More than twenty years would pass until another wave of Germanic immigrants arrived in Espírito Santo, however not from the same region. The newcomers came from the Prussian Province of Pomerania, most of it situated in modern-day Poland facing the Baltic Sea. They settled in the Santa Leopoldina Parish area, some 50 miles North. Santa Isabel would, however, receive a large influx of Italian immigrants later in the century.

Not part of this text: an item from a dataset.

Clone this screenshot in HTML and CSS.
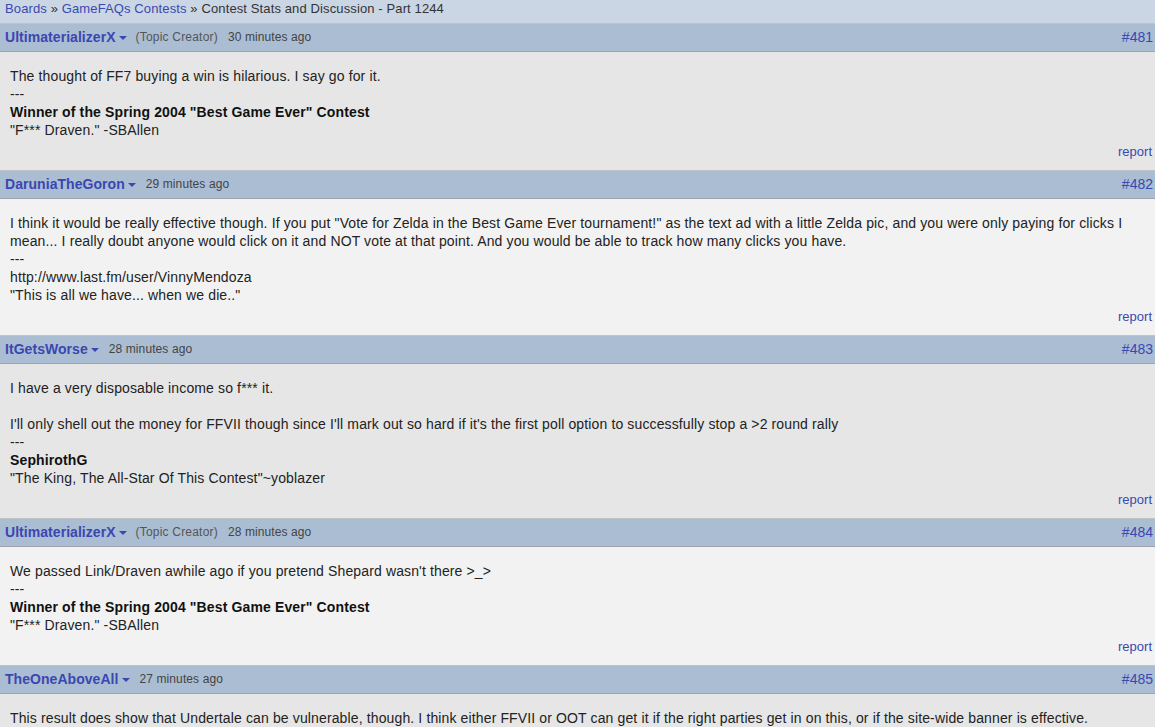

Province of Espírito Santo in 1861 showing the Santa Isabel colony.
Santa Isabel – 1875

The elders in my family were not able to vote, as a matter of fact they passed away before a time when they would be allowed to, by law. I did not find naturalization records for any of them, except for one of Marie Anne Stein’s brothers, who was involved in local politics. My 97-year-old grandmother remembers her grandfather Bernardo Schneider, who spoke with a slight German accent despite being Brazilian-born. He moved away from Santa Isabel and was a successful entrepreneur in Vitória, the owner of a general goods store. He married my 2nd great-grandmother Maria Luiza Furtado de Oliveira in 1889. Her roots in Espírito Santo stretch back to the late 1600s. The house where they lived in my hometown of Vila Velha, across a narrow bay from Vitória, still stands, the street now named for Bernardo. The high school across from the old home is named for their son Godofredo, my paternal grandmother’s father who died a few months shy of my birth, in 1971. My grandmother still lives down the alley that starts at the high school gate. Apart for a few years spent out of town due to my grandfather’s employment, she has lived there her whole life.

That place is my family’s, my own. I am the immigrant now, though I cannot say I feel out of place where I am. Rather, I am forever divided, as I am sure the Schneiders, Steins and many others probably felt. I am glad they took the risk. I hope they thought their journey was worthwhile, and that they were where they were supposed to be.